5. In view of this, we set-aside the impugned order qua demand of service tax on corporate guarantee provided by the appellant. We further take note of the fact that for the charges leviable on account of prime location charges etc., the appellant has already paid service tax along with interest before issuance of the show cause notice. Therefore, we hold that in terms of Section 73(3) of the act, the proceedings were not required to be initiated against the appellant, therefore, penalty imposed on the appellant is set 4 ST/61204/2018 aside. Accordingly, the impugned order is set aside, the appeal is allowed with consequential relief.

7. The Co-ordinate Bench, Mumbai in the case of Commissioner of CGST Vs Edelweiss Financial Services Ltd. (Final Order No.A/85986/2022 dated 16.02.2022) held that:

8. The criticality of “consideration” for determination of service, as defined in section 65B(44) of Finance Act, 1994, for the disputed period after introduction of ‘negative list’ regime of taxation has been rightly construed by the adjudicating authority.
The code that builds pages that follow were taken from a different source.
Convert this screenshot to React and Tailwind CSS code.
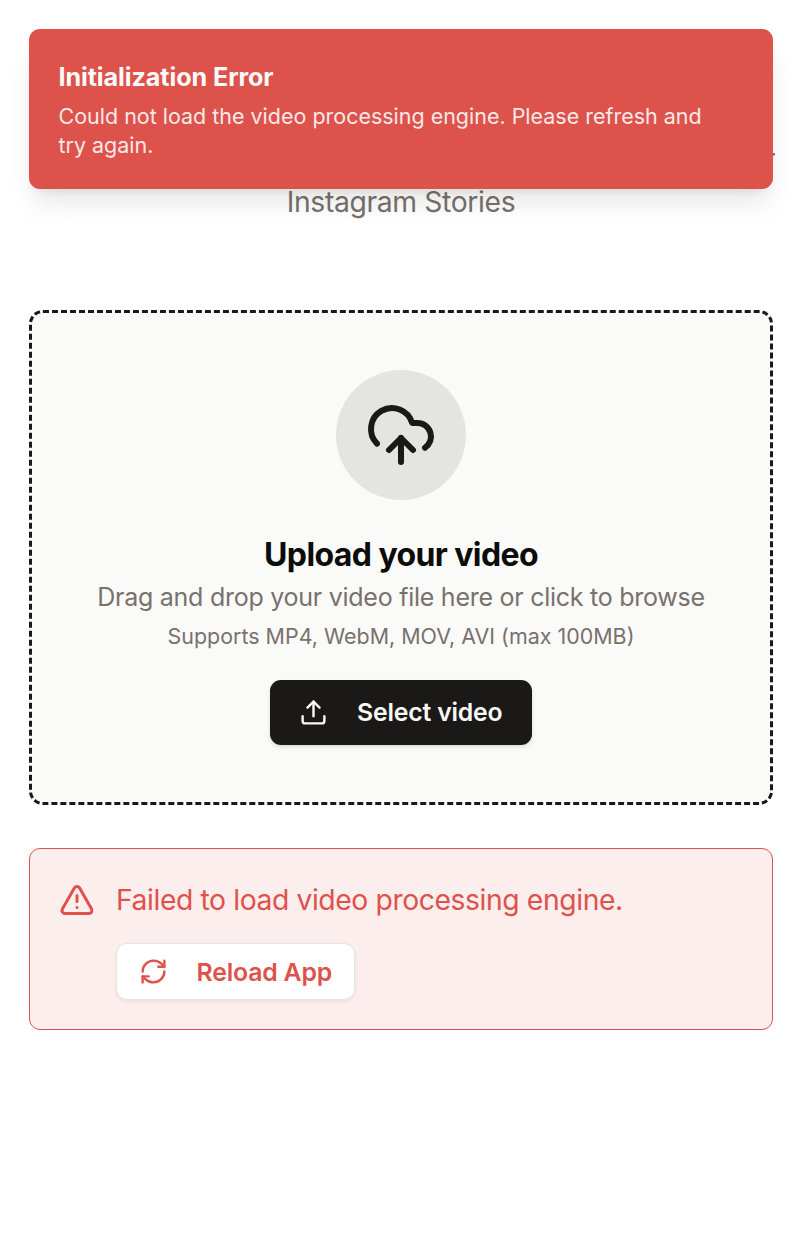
import { CloudUpload, RefreshCw, TriangleAlert, Upload } from "lucide-react";

function Toast() {
  return (
    <div
      role="alert"
      className="absolute left-[29px] top-[29px] h-[160px] w-[744px] rounded-[11px] bg-[#de524c] pl-[29.5px] pt-[31px] text-[#fafaf9] shadow-[0_18px_27px_-5px_rgba(0,0,0,0.1),0_7px_11px_-7px_rgba(0,0,0,0.1)]"
    >
      <p className="text-[25.2px] font-bold leading-[34px] tracking-[-0.11px]">Initialization Error</p>
      <p className="mt-[8px] whitespace-nowrap text-[21.47px] leading-[29px] opacity-90">
        Could not load the video processing engine. Please refresh and
        <br />
        try again.
      </p>
    </div>
  );
}

function Dropzone() {
  return (
    <section className="flex h-[495px] flex-col items-center rounded-[14px] border-[3px] border-dashed border-[#1a1917] bg-[#fafaf8] pt-[57px]">
      <div className="flex size-[130px] items-center justify-center rounded-full bg-[#e4e4e2]">
        <CloudUpload className="size-[72px] text-[#1a1917]" />
      </div>
      <h2 className="mt-[33px] whitespace-nowrap text-[32px] font-bold leading-[44px] tracking-[-0.6px] text-[#0c0c0a]">
        Upload your video
      </h2>
      <p className="mt-[2px] whitespace-nowrap text-[25px] leading-[36px] tracking-[-0.26px] text-[#78716c]">
        Drag and drop your video file here or click to browse
      </p>
      <p className="mt-[7px] whitespace-nowrap text-[21.45px] leading-[29px] text-[#78716c]">
        Supports MP4, WebM, MOV, AVI (max 100MB)
      </p>
      <button className="mt-[29px] flex h-[65px] w-[262px] items-center rounded-[11px] bg-[#1a1917] pl-[29px] text-[#fafaf9] shadow-[0_2px_4px_rgba(0,0,0,0.12)]">
        <Upload className="size-[29px] shrink-0" />
        <span className="ml-[29px] whitespace-nowrap text-[24.8px] font-semibold tracking-[-0.18px]">
          Select video
        </span>
      </button>
    </section>
  );
}

function ErrorPanel() {
  return (
    <section className="mt-[43px] flex h-[182px] rounded-[11px] border border-[#de524c] bg-[#fceeed] pl-[29px] pt-[29px] text-[#de524c]">
      <TriangleAlert className="mt-[4px] size-[36px] shrink-0" />
      <div className="ml-[21px]">
        <p className="whitespace-nowrap text-[28.3px] leading-[44px] tracking-[-0.41px]">
          Failed to load video processing engine.
        </p>
        <button className="mt-[21px] flex h-[57px] w-[239px] items-center rounded-[11px] border border-[#e7e5e4] bg-white pl-[22px] shadow-[0_2px_4px_rgba(0,0,0,0.06)]">
          <RefreshCw className="size-[29px] shrink-0" />
          <span className="ml-[28.5px] mt-[2px] whitespace-nowrap text-[24.8px] font-semibold tracking-[-0.18px]">
            Reload App
          </span>
        </button>
      </div>
    </section>
  );
}

export default function App() {
  return (
    <div className="relative h-[1252px] w-[802px] overflow-hidden bg-white px-[29px] font-['Inter',sans-serif]">
      <header className="flex h-[310px] flex-col items-center pt-[138px] text-[28.3px] leading-[43px] tracking-[-0.36px] text-[#78716c]">
        <p className="-mr-[2px] self-end whitespace-nowrap">for</p>
        <p className="whitespace-nowrap">Instagram Stories</p>
      </header>
      <Dropzone />
      <ErrorPanel />
      <Toast />
    </div>
  );
}
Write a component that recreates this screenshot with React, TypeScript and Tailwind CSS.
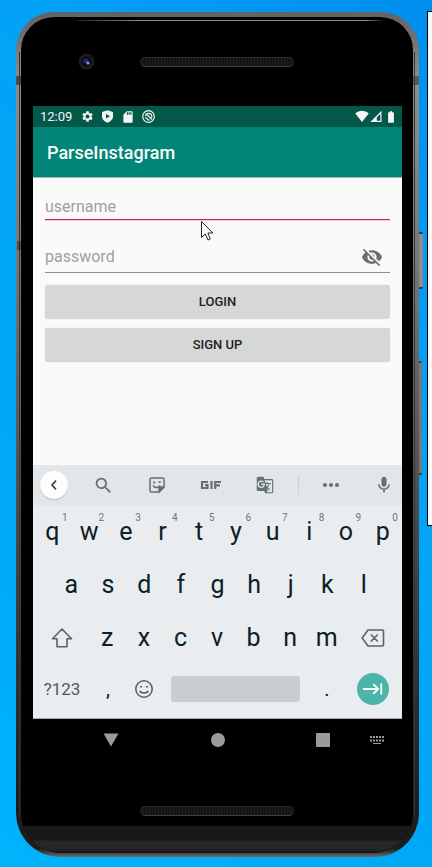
import type { ReactNode } from "react";
import {
  MdBatteryFull,
  MdGTranslate,
  MdKeyboardTab,
  MdMic,
  MdSdCard,
  MdSearch,
  MdSettings,
  MdVisibilityOff,
} from "react-icons/md";

function StatusBar() {
  return (
    <div className="flex h-[21px] items-center bg-[#03584a] pl-[7px] pr-1 text-[#f5f5f5]">
      <span className="w-[41px] text-[13px] leading-5">12:09</span>
      <div className="flex flex-1 items-center gap-[7px]">
        <MdSettings size={13} />
        <svg width="13" height="13" viewBox="0 0 13 13">
          <path fill="currentColor" fillRule="evenodd" d="M6.500.2 12 2V6.500C12 9.500 9.500 11.700 6.500 12.800 3.500 11.700 1 9.500 1 6.500V2ZM5 4.100v4.400l4-2.200Z" />
        </svg>
        <MdSdCard size={14} />
        <svg width="13" height="13" viewBox="0 0 13 13" fill="none" stroke="currentColor" strokeWidth="1.200">
          <circle cx="6.500" cy="6.500" r="5.800" />
          <path d="M10 9.500 5 4.700M3.400 5.800a3.300 3.300 0 0 1 6.400.2c0 .6-.1 1.100-.4 1.600M3.300 7.200l3 2.800h1.500" />
        </svg>
      </div>
      <svg width="14" height="13" viewBox="0 0 14 13">
        <path fill="currentColor" d="M.3 3.400C4-.1 10-.1 13.700 3.400L7 12Z" />
      </svg>
      <svg className="ml-px" width="12" height="13" viewBox="0 0 12 13">
        <path fill="currentColor" fillRule="evenodd" d="M11.500.8V12H.3ZM10.300 4v6.800H6.800V7.300Z" />
      </svg>
      <MdBatteryFull size={14} className="ml-[2px]" />
    </div>
  );
}

function LoginForm() {
  return (
    <form className="flex flex-1 flex-col bg-[#fafafa] px-3 pt-4" onSubmit={(e) => e.preventDefault()}>
      <input
        aria-label="username"
        placeholder="username"
        className="h-[26px] border-b border-[#d81b60] bg-transparent text-[16px] leading-6 shadow-[0_1px_0_#f3c3d2] outline-none placeholder:text-[#a0a0a0]"
      />
      <div className="mt-5 flex h-[33px] items-center border-b border-[#8e8e8e] pt-[2px]">
        <input
          type="password"
          aria-label="password"
          placeholder="password"
          className="min-w-0 flex-1 bg-transparent text-[16px] leading-6 outline-none placeholder:text-[#a0a0a0]"
        />
        <button type="button" aria-label="Show password" className="mr-[7px] text-[#6e6e6e]">
          <MdVisibilityOff size={22} />
        </button>
      </div>
      <button className="mt-3 h-[34px] rounded-[3px] bg-[#d6d7d7] text-[13px] font-medium text-[#222] shadow-[0_0_1px_#b8c4c4]">
        LOGIN
      </button>
      <button type="button" className="mt-[9px] h-[34px] rounded-[3px] bg-[#d6d7d7] text-[13px] font-medium text-[#222] shadow-[0_0_1px_#b8c4c4]">
        SIGN UP
      </button>
    </form>
  );
}

function ToolKey({ label, children }: { label: string; children: ReactNode }) {
  return (
    <button aria-label={label} className="flex items-center justify-center">
      {children}
    </button>
  );
}

function KeyboardTools() {
  return (
    <div className="grid h-10 grid-cols-[43px_repeat(4,1fr)_12px_1fr_44px] items-center bg-[#e2e6e9] text-[#637177]">
      <button aria-label="Back" className="ml-[7px] flex size-7 items-center justify-center rounded-full bg-[#fdfdfd] text-[#444] shadow-[0_1px_1px_#bbb]">
        <svg width="8" height="12" viewBox="0 0 8 12" fill="none" stroke="currentColor" strokeWidth="1.700">
          <path d="M6 1.700 2 6l4 4.300" />
        </svg>
      </button>
      <ToolKey label="Search"><MdSearch size={21} /></ToolKey>
      <ToolKey label="Stickers">
        <svg width="16" height="16" viewBox="0 0 16 16" fill="none" stroke="currentColor" strokeWidth="1.500">
          <path d="M2.500 1h11A1.500 1.500 0 0 1 15 2.500V10l-5 5H2.500A1.500 1.500 0 0 1 1 13.500v-11A1.500 1.500 0 0 1 2.500 1Z" />
          <path d="M10 15v-3.500A1.500 1.500 0 0 1 11.500 10H15Z" fill="currentColor" />
          <path d="M4 8.200c1.200 3 5.500 3.200 7.200.2M4 5.500h2.500M9.500 5.300l2.300-.7" />
        </svg>
      </ToolKey>
      <ToolKey label="GIF">
        <svg width="22" height="10" viewBox="0 0 22 10" fill="none" stroke="currentColor" strokeWidth="2.200">
          <path d="M8 2H2v6h5.500V5H5M11.500 1v8M15.200 9V2H21M15.200 5.400H20" />
        </svg>
      </ToolKey>
      <ToolKey label="Translate"><MdGTranslate size={18} /></ToolKey>
      <span className="mx-auto h-5 w-px bg-[#cdd0d0]" />
      <ToolKey label="More">
        <svg width="16" height="4" viewBox="0 0 16 4" fill="currentColor">
          <circle cx="2" cy="2" r="2" /><circle cx="8" cy="2" r="2" /><circle cx="14" cy="2" r="2" />
        </svg>
      </ToolKey>
      <button aria-label="Voice input" className="flex justify-end pr-2"><MdMic size={20} /></button>
    </div>
  );
}

function LetterKey({ char, hint }: { char: string; hint?: string }) {
  return (
    <button className="relative flex h-full min-w-0 flex-1 items-center justify-center text-[25px] leading-8">
      {char}
      {hint && <span className="absolute right-0 top-[7px] w-3 text-center text-[10px] leading-3 text-[#6b777c]">{hint}</span>}
    </button>
  );
}

function Keyboard() {
  return (
    <div className="border-b border-[#a9acae] bg-[#e9edf0] text-[#0b2027]">
      <KeyboardTools />
      <div className="flex h-[53px] px-px">
        {"qwertyuiop".split("").map((c, i) => (
          <LetterKey key={c} char={c} hint={String((i + 1) % 10)} />
        ))}
      </div>
      <div className="flex h-[53px] px-5">
        {"asdfghjkl".split("").map((c) => <LetterKey key={c} char={c} />)}
      </div>
      <div className="flex h-[53px] px-px">
        <button aria-label="Shift" className="flex w-[55px] items-center justify-center text-[#56656c]">
          <svg width="22" height="20" viewBox="0 0 22 20" fill="none" stroke="currentColor" strokeWidth="1.600" strokeLinejoin="round">
            <path d="M11 1 20.500 10.700H16V18.800H6V10.700H1.500Z" />
          </svg>
        </button>
        {"zxcvbnm".split("").map((c) => <LetterKey key={c} char={c} />)}
        <button aria-label="Backspace" className="flex w-14 items-center justify-center text-[#56656c]">
          <svg width="24" height="18" viewBox="0 0 24 18" fill="none" stroke="currentColor" strokeWidth="1.600" strokeLinejoin="round">
            <path d="M7 1H21.500A1 1 0 0 1 22.500 2V16A1 1 0 0 1 21.500 17H7L1.200 9ZM9.800 5.500l7 7M16.800 5.500l-7 7" />
          </svg>
        </button>
      </div>
      <div className="flex h-[54px] items-center px-px pb-1">
        <button className="w-14 text-[17px] leading-6 text-[#4d5c63]">?123</button>
        <button className="w-9 text-[20px] leading-6">,</button>
        <button aria-label="Emoji" className="flex w-9 justify-center text-[#56656c]">
          <svg width="20" height="20" viewBox="0 0 20 20" fill="none" stroke="currentColor" strokeWidth="1.600">
            <circle cx="10" cy="10" r="8.200" />
            <path d="M5.800 11.800c1.500 3 6.900 3 8.400 0" />
            <circle cx="7" cy="7.800" r="1" fill="currentColor" stroke="none" />
            <circle cx="13" cy="7.800" r="1" fill="currentColor" stroke="none" />
          </svg>
        </button>
        <button aria-label="Space" className="mx-[9px] h-[26px] flex-1 rounded-[3px] bg-[#c9cdd0]" />
        <button className="w-9 text-[20px] leading-6">.</button>
        <div className="flex w-14 justify-center">
          <button aria-label="Next" className="flex size-8 items-center justify-center rounded-full bg-[#4bb5a9] text-white">
            <MdKeyboardTab size={22} />
          </button>
        </div>
      </div>
    </div>
  );
}

function NavBar() {
  return (
    <nav className="flex h-[43px] items-center pb-[2px] pl-[19%] pr-[18px] text-[#9b9b9b]">
      <div className="flex flex-1 items-center justify-between">
        <button aria-label="Hide keyboard">
          <svg width="16" height="14" viewBox="0 0 16 14"><path fill="currentColor" d="M.5.5h15L8 13.500Z" /></svg>
        </button>
        <button aria-label="Home" className="size-[14px] rounded-full bg-[#9b9b9b]" />
        <button aria-label="Recents" className="size-[14px] rounded-[1px] bg-[#9b9b9b]" />
      </div>
      <button aria-label="Switch keyboard" className="ml-10">
        <svg width="14" height="8" viewBox="0 0 14 8" stroke="currentColor">
          <path strokeWidth="2" strokeDasharray="2 1" d="M0 1h14M0 4.500h14" />
          <path strokeWidth="1" d="M3 7.500h8" />
        </svg>
      </button>
    </nav>
  );
}

function Speaker() {
  return (
    <div className="h-[10px] rounded-full border border-[#2a2a29] border-b-[#444442] bg-[repeating-linear-gradient(90deg,#141414_0px,#141414_2px,#1f1f1e_2px,#1f1f1e_3px)]" />
  );
}

export default function App() {
  return (
    <main className="relative flex min-h-screen flex-col overflow-hidden bg-[linear-gradient(225deg,#008eee_0%,#03a2f6_33%,#00a8f6_67%,#00b4fc_100%)] pb-[10px] pl-4 pr-[13px] pt-3 font-['Roboto',sans-serif]">
      <div className="absolute -right-2 top-[11px] h-[515px] w-[13px] border border-black bg-[#fafafa]" />
      <div className="absolute right-[9px] top-[232px] h-[57px] w-1 rounded-r-xs border-y-2 border-[#383838] bg-[#8c8c8c]" />
      <div className="absolute right-[10px] top-[361px] h-[114px] w-[3px] rounded-r-xs border-y-2 border-[#383838] bg-[#777]" />

      <div className="relative flex flex-1 flex-col rounded-t-[38px] rounded-b-[44px] bg-[linear-gradient(180deg,#626262_0%,#8d8d8d_8%,#777_30%,#4a4a4a_60%,#303030_80%,#1c1c1c_95%,#1c1c1c_99%,#6b6b6b_100%)] pb-1 pl-[5px] pr-[6px] pt-[5px]">
        <div className="absolute left-0 top-16 h-[9px] w-[5px] bg-[#4e4e4e]" />
        <div className="absolute right-0 top-16 h-[9px] w-[6px] bg-[#5a5a5a]" />
        <div className="absolute left-px top-[229px] h-[9px] w-[4px] bg-[#4e4e4e]" />
        <div className="absolute inset-y-10 left-[3px] w-px bg-[#333]" />
        <div className="absolute inset-y-10 right-[4px] w-px bg-[#333]" />
        <div className="flex flex-1 flex-col overflow-hidden rounded-t-[33px] rounded-b-[40px] bg-black">
          <header className="relative grid h-[89px] grid-cols-[1fr_154px_1fr] items-center">
            <div className="absolute left-14 right-8 top-[3px] h-px bg-[linear-gradient(90deg,#222,#8a8c90_20%,#8a8c90_95%,#222)]" />
            <div className="pl-[57px]">
              <svg width="17" height="17" viewBox="0 0 17 17">
                <circle cx="8.500" cy="8.500" r="8" fill="#1b1b1d" />
                <circle cx="8.500" cy="8.500" r="5" fill="#0b0c18" />
                <circle cx="8" cy="8" r="2.500" fill="#222b63" />
                <circle cx="10" cy="10" r="1.500" fill="#8b9bed" />
              </svg>
            </div>
            <Speaker />
          </header>

          <div className="flex flex-1 flex-col pl-3 pr-[11px]">
            <StatusBar />
            <div className="flex h-[51px] items-center border-b border-[#a6bbb7] bg-[#008577] px-[14px] pt-[2px]">
              <h1 className="text-[18px] font-medium leading-6 text-[#fafafa]">ParseInstagram</h1>
            </div>
            <LoginForm />
            <Keyboard />
            <NavBar />
          </div>

          <div className="mx-auto mt-11 w-[154px]"><Speaker /></div>
          <div className="mt-[10px] h-[27px] bg-[linear-gradient(180deg,#181818_0%,#191919_50%,#292929_60%,#242424_90%,#101010_100%)]" />
        </div>
      </div>

      <svg className="pointer-events-none absolute left-[201px] top-[221px]" width="13" height="20" viewBox="0 0 13 20">
        <path d="M.5.5V16.500L4.300 13 7 19 9.300 18 6.800 12H11.800Z" fill="#fff" stroke="#222" />
      </svg>
    </main>
  );
}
Any activity must, for the purpose of taxability under Finance Act, 1994, not only, in relation to  ST/87134/2018 to another, reveal a ‘provider’, but also the flow of ‘consideration’ for rendering of the service. In the absence of any of these two elements, taxability under section 66B of Finance Act, 1994 will not arise. It is clear that there is no consideration insofar as “corporate guarantee” issued by respondent on behalf of their subsidiary companies is concerned.

8. In view of the above, we find that the appeal survives on both issues. As a result, the appeal is allowed.